J’aimerais terminer cette conférence avec l’un des écrits de Roy, qu’il a rédigé en 1947, après avoir rencontré et travaillé avec Alfred Wolfsohn :  » Je viens de passer la plus merveilleuse soirée de ma vie avec M. Wolfsohn. Il m’a fait faire et voir Othello tel qu’il était vraiment. Dieu, jamais je ne me suis élevé à de tels sommets. Quand je suis arrivé à la scène de la mort avec Desdémone, j’ai ressenti la passion et les émotions les plus authentiques et les plus terrifiantes pour être capable de tuer ! Il m’a fait « voir » des scènes que je n’aurais jamais pu concevoir en pratique. Mon Dieu ! Mon Dieu ! Je dis que cet homme est merveilleux… »

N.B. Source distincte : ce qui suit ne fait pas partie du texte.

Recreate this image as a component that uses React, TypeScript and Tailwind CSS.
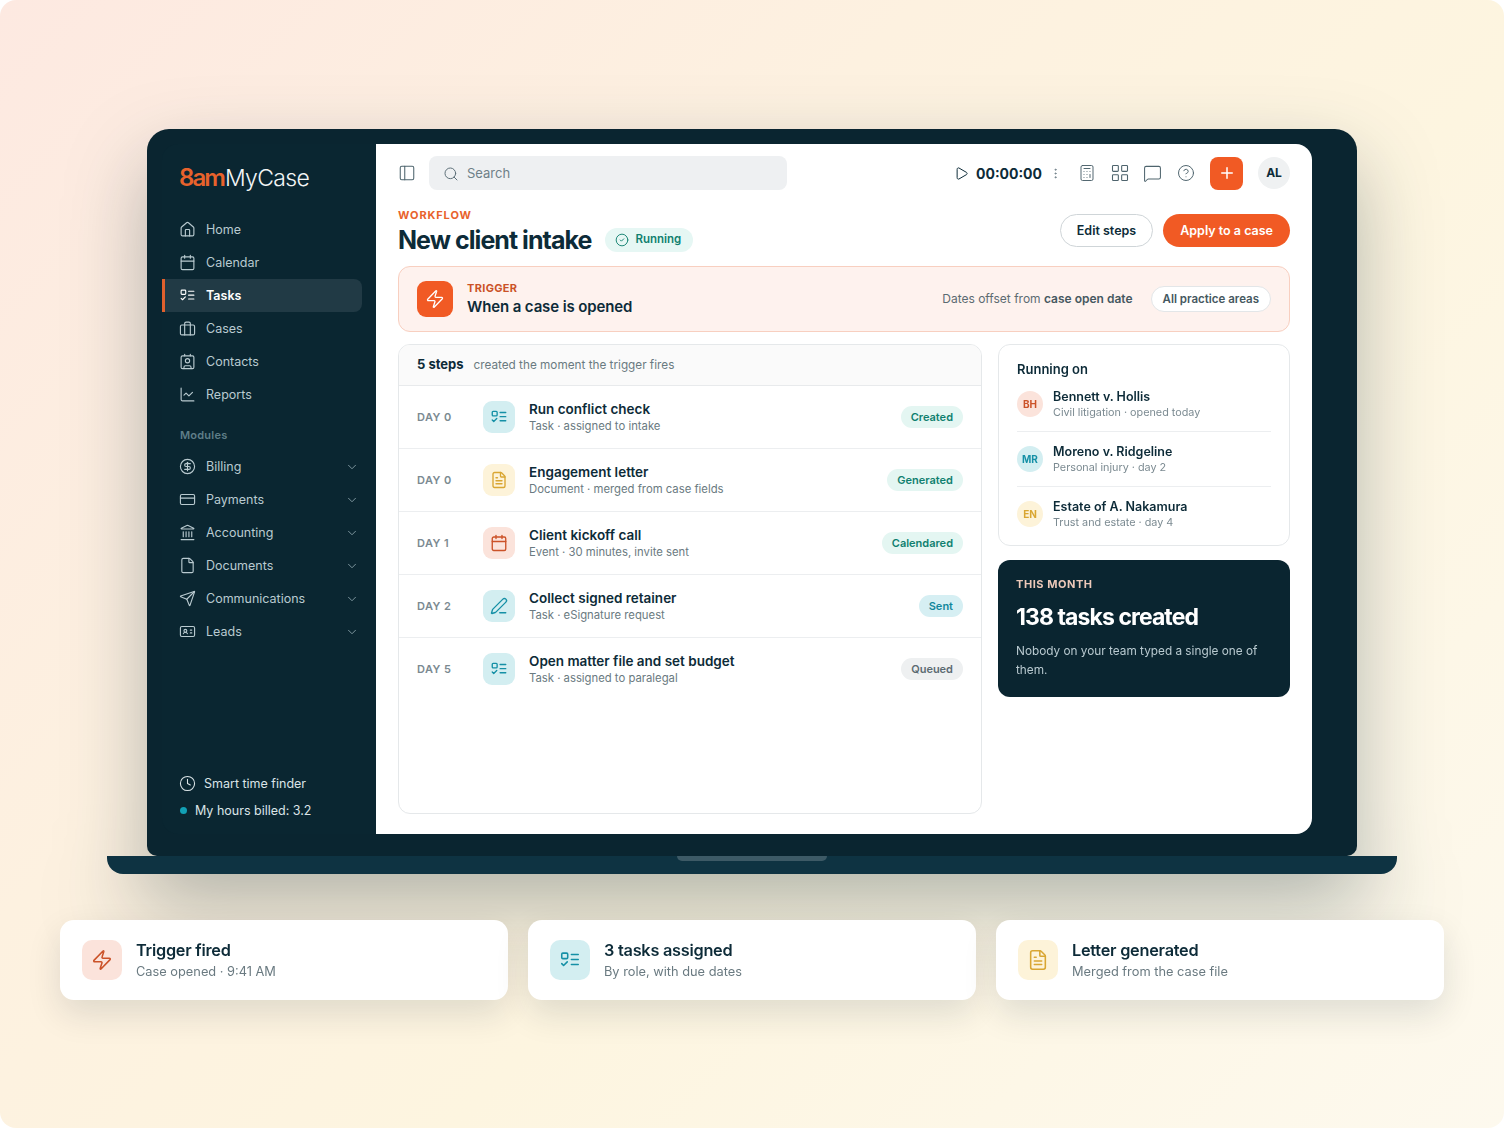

Traduction : Agnès Dumouchel

KAYA M. ANDERSON
est un membre fondateur du Roy Hart Theatre. Son désir ardent de trouver un contexte avec des personnes qui croient profondément en la divinité essentielle du chant, du théâtre, de la danse et des autres arts a commencé quelques années avant qu’elle ne le trouve avec Alfred Wolfsohn et Roy Hart en 1956. À cette époque, les élèves assistaient à des réunions pour entendre parler de leurs rêves, de leurs projets, de leurs succès et de leurs échecs, avec l’intention précise d’élever leur niveau d’humanité, de responsabilité pour la voix et leur comportement; ils recevaient des leçons de chant individuelles, répétaient des spectacles, faisaient des recherches sur les liens entre la voix et la personnalité, invitaient des professionnels des arts et des sciences à écouter et à observer leur travail. Kaya n’a jamais cessé de se produire, ni d’enseigner, ajoutant les influences de la musique, du théâtre, du Chi Gong, du Tai Chi, du Yoga et de la danse à l’expérience qu’elle a acquise avec Alfred et Roy.